§ WRITTEN PROBLEM
Restate all the material verbatim, except for the pictures.

§ SOURCE EXCERPT

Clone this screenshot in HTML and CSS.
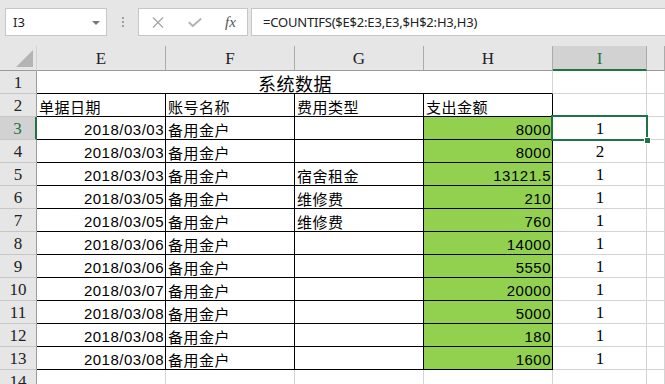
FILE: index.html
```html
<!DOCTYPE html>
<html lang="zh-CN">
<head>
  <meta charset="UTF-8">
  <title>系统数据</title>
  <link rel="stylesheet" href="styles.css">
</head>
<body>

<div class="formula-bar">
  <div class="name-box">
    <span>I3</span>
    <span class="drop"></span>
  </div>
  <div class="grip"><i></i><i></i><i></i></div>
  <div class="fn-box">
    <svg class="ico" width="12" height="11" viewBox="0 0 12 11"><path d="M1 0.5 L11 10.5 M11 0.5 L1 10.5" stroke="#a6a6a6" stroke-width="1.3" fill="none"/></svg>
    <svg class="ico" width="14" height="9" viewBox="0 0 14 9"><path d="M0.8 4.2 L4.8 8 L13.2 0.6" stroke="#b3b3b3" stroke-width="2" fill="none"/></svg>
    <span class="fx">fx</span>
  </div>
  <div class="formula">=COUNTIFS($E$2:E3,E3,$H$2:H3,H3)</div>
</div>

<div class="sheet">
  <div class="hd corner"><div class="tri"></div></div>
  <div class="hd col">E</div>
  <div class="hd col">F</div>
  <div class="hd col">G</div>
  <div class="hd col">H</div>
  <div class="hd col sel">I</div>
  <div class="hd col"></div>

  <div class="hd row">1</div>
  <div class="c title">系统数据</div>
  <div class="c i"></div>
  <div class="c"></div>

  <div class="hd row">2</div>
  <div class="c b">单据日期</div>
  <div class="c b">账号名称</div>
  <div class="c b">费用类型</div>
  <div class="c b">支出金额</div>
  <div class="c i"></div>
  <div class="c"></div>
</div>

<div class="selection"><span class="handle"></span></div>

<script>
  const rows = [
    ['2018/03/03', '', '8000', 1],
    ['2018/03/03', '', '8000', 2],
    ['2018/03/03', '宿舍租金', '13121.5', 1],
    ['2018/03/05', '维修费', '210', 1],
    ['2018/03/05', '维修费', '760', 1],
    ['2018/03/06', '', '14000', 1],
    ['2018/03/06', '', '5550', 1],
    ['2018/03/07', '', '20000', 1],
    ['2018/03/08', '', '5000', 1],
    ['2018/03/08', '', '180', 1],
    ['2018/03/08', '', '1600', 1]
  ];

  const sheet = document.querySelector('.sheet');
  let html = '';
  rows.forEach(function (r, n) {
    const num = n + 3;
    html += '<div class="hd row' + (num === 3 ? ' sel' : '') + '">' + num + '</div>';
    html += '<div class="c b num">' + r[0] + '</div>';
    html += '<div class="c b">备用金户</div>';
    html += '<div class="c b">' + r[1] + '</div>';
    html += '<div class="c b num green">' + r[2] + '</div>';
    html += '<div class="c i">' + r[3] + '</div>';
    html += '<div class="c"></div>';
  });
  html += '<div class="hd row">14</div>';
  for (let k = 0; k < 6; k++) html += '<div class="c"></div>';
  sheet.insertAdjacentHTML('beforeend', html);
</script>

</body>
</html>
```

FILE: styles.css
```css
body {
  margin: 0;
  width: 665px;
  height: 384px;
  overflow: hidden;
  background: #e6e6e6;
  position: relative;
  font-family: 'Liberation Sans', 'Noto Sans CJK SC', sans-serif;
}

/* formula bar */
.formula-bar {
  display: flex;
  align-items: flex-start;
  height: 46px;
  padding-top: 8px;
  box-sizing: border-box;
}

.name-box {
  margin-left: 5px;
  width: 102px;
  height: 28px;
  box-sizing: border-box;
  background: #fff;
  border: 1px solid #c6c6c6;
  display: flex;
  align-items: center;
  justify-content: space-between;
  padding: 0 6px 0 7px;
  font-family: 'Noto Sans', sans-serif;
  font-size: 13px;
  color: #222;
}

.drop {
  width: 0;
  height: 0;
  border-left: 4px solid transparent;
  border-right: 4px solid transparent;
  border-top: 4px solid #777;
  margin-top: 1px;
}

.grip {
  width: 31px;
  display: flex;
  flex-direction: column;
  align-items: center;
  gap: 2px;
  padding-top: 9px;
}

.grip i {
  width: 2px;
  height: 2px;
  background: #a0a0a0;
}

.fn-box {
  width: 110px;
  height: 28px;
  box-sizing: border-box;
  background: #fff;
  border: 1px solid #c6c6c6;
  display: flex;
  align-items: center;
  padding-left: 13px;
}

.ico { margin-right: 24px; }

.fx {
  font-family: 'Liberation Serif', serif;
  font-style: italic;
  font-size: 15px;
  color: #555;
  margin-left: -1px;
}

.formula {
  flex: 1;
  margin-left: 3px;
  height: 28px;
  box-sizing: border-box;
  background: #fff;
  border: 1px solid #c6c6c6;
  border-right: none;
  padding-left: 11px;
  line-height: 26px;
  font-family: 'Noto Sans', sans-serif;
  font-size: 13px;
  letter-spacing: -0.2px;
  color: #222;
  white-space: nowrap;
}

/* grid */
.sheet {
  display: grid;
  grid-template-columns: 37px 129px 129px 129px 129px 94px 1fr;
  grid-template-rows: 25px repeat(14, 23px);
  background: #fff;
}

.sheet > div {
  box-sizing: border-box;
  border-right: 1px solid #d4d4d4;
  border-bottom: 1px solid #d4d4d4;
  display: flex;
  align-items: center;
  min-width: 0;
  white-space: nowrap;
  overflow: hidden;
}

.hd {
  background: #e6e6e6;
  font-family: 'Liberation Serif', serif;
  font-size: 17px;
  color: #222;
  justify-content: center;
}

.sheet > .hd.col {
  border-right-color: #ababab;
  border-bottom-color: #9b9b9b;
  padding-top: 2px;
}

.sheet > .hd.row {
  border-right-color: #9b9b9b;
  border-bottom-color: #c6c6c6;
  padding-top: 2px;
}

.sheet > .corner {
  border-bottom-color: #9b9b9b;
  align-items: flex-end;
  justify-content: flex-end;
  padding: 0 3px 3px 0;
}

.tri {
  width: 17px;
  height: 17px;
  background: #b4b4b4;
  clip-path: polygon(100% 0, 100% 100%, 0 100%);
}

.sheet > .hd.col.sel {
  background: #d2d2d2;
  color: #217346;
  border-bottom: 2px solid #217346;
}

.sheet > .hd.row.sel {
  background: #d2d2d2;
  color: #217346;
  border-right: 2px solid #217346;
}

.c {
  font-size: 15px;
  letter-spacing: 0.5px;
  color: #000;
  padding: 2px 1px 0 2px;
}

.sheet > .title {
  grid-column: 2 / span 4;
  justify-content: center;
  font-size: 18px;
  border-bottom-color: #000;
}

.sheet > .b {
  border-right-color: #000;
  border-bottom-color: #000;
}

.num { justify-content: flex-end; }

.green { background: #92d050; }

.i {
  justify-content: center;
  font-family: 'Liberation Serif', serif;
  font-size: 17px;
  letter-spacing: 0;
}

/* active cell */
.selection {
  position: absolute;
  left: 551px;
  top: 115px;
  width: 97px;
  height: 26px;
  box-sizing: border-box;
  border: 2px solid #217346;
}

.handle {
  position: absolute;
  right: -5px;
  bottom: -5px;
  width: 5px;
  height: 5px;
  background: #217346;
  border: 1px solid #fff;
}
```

§ ANSWER IN FULL
Clone this screenshot in HTML and CSS.
FILE: index.html
```html
<!DOCTYPE html>
<html lang="zh-CN">
<head>
  <meta charset="UTF-8">
  <title>系统数据</title>
  <link rel="stylesheet" href="styles.css">
</head>
<body>

<div class="formula-bar">
  <div class="name-box">
    <span>I3</span>
    <span class="drop"></span>
  </div>
  <div class="grip"><i></i><i></i><i></i></div>
  <div class="fn-box">
    <svg class="ico" width="12" height="11" viewBox="0 0 12 11"><path d="M1 0.5 L11 10.5 M11 0.5 L1 10.5" stroke="#a6a6a6" stroke-width="1.3" fill="none"/></svg>
    <svg class="ico" width="14" height="9" viewBox="0 0 14 9"><path d="M0.8 4.2 L4.8 8 L13.2 0.6" stroke="#b3b3b3" stroke-width="2" fill="none"/></svg>
    <span class="fx">fx</span>
  </div>
  <div class="formula">=COUNTIFS($E$2:E3,E3,$H$2:H3,H3)</div>
</div>

<div class="sheet">
  <div class="hd corner"><div class="tri"></div></div>
  <div class="hd col">E</div>
  <div class="hd col">F</div>
  <div class="hd col">G</div>
  <div class="hd col">H</div>
  <div class="hd col sel">I</div>
  <div class="hd col"></div>

  <div class="hd row">1</div>
  <div class="c title">系统数据</div>
  <div class="c i"></div>
  <div class="c"></div>

  <div class="hd row">2</div>
  <div class="c b">单据日期</div>
  <div class="c b">账号名称</div>
  <div class="c b">费用类型</div>
  <div class="c b">支出金额</div>
  <div class="c i"></div>
  <div class="c"></div>
</div>

<div class="selection"><span class="handle"></span></div>

<script>
  const rows = [
    ['2018/03/03', '', '8000', 1],
    ['2018/03/03', '', '8000', 2],
    ['2018/03/03', '宿舍租金', '13121.5', 1],
    ['2018/03/05', '维修费', '210', 1],
    ['2018/03/05', '维修费', '760', 1],
    ['2018/03/06', '', '14000', 1],
    ['2018/03/06', '', '5550', 1],
    ['2018/03/07', '', '20000', 1],
    ['2018/03/08', '', '5000', 1],
    ['2018/03/08', '', '180', 1],
    ['2018/03/08', '', '1600', 1]
  ];

  const sheet = document.querySelector('.sheet');
  let html = '';
  rows.forEach(function (r, n) {
    const num = n + 3;
    html += '<div class="hd row' + (num === 3 ? ' sel' : '') + '">' + num + '</div>';
    html += '<div class="c b num">' + r[0] + '</div>';
    html += '<div class="c b">备用金户</div>';
    html += '<div class="c b">' + r[1] + '</div>';
    html += '<div class="c b num green">' + r[2] + '</div>';
    html += '<div class="c i">' + r[3] + '</div>';
    html += '<div class="c"></div>';
  });
  html += '<div class="hd row">14</div>';
  for (let k = 0; k < 6; k++) html += '<div class="c"></div>';
  sheet.insertAdjacentHTML('beforeend', html);
</script>

</body>
</html>
```

FILE: styles.css
```css
body {
  margin: 0;
  width: 665px;
  height: 384px;
  overflow: hidden;
  background: #e6e6e6;
  position: relative;
  font-family: 'Liberation Sans', 'Noto Sans CJK SC', sans-serif;
}

/* formula bar */
.formula-bar {
  display: flex;
  align-items: flex-start;
  height: 46px;
  padding-top: 8px;
  box-sizing: border-box;
}

.name-box {
  margin-left: 5px;
  width: 102px;
  height: 28px;
  box-sizing: border-box;
  background: #fff;
  border: 1px solid #c6c6c6;
  display: flex;
  align-items: center;
  justify-content: space-between;
  padding: 0 6px 0 7px;
  font-family: 'Noto Sans', sans-serif;
  font-size: 13px;
  color: #222;
}

.drop {
  width: 0;
  height: 0;
  border-left: 4px solid transparent;
  border-right: 4px solid transparent;
  border-top: 4px solid #777;
  margin-top: 1px;
}

.grip {
  width: 31px;
  display: flex;
  flex-direction: column;
  align-items: center;
  gap: 2px;
  padding-top: 9px;
}

.grip i {
  width: 2px;
  height: 2px;
  background: #a0a0a0;
}

.fn-box {
  width: 110px;
  height: 28px;
  box-sizing: border-box;
  background: #fff;
  border: 1px solid #c6c6c6;
  display: flex;
  align-items: center;
  padding-left: 13px;
}

.ico { margin-right: 24px; }

.fx {
  font-family: 'Liberation Serif', serif;
  font-style: italic;
  font-size: 15px;
  color: #555;
  margin-left: -1px;
}

.formula {
  flex: 1;
  margin-left: 3px;
  height: 28px;
  box-sizing: border-box;
  background: #fff;
  border: 1px solid #c6c6c6;
  border-right: none;
  padding-left: 11px;
  line-height: 26px;
  font-family: 'Noto Sans', sans-serif;
  font-size: 13px;
  letter-spacing: -0.2px;
  color: #222;
  white-space: nowrap;
}

/* grid */
.sheet {
  display: grid;
  grid-template-columns: 37px 129px 129px 129px 129px 94px 1fr;
  grid-template-rows: 25px repeat(14, 23px);
  background: #fff;
}

.sheet > div {
  box-sizing: border-box;
  border-right: 1px solid #d4d4d4;
  border-bottom: 1px solid #d4d4d4;
  display: flex;
  align-items: center;
  min-width: 0;
  white-space: nowrap;
  overflow: hidden;
}

.hd {
  background: #e6e6e6;
  font-family: 'Liberation Serif', serif;
  font-size: 17px;
  color: #222;
  justify-content: center;
}

.sheet > .hd.col {
  border-right-color: #ababab;
  border-bottom-color: #9b9b9b;
  padding-top: 2px;
}

.sheet > .hd.row {
  border-right-color: #9b9b9b;
  border-bottom-color: #c6c6c6;
  padding-top: 2px;
}

.sheet > .corner {
  border-bottom-color: #9b9b9b;
  align-items: flex-end;
  justify-content: flex-end;
  padding: 0 3px 3px 0;
}

.tri {
  width: 17px;
  height: 17px;
  background: #b4b4b4;
  clip-path: polygon(100% 0, 100% 100%, 0 100%);
}

.sheet > .hd.col.sel {
  background: #d2d2d2;
  color: #217346;
  border-bottom: 2px solid #217346;
}

.sheet > .hd.row.sel {
  background: #d2d2d2;
  color: #217346;
  border-right: 2px solid #217346;
}

.c {
  font-size: 15px;
  letter-spacing: 0.5px;
  color: #000;
  padding: 2px 1px 0 2px;
}

.sheet > .title {
  grid-column: 2 / span 4;
  justify-content: center;
  font-size: 18px;
  border-bottom-color: #000;
}

.sheet > .b {
  border-right-color: #000;
  border-bottom-color: #000;
}

.num { justify-content: flex-end; }

.green { background: #92d050; }

.i {
  justify-content: center;
  font-family: 'Liberation Serif', serif;
  font-size: 17px;
  letter-spacing: 0;
}

/* active cell */
.selection {
  position: absolute;
  left: 551px;
  top: 115px;
  width: 97px;
  height: 26px;
  box-sizing: border-box;
  border: 2px solid #217346;
}

.handle {
  position: absolute;
  right: -5px;
  bottom: -5px;
  width: 5px;
  height: 5px;
  background: #217346;
  border: 1px solid #fff;
}
```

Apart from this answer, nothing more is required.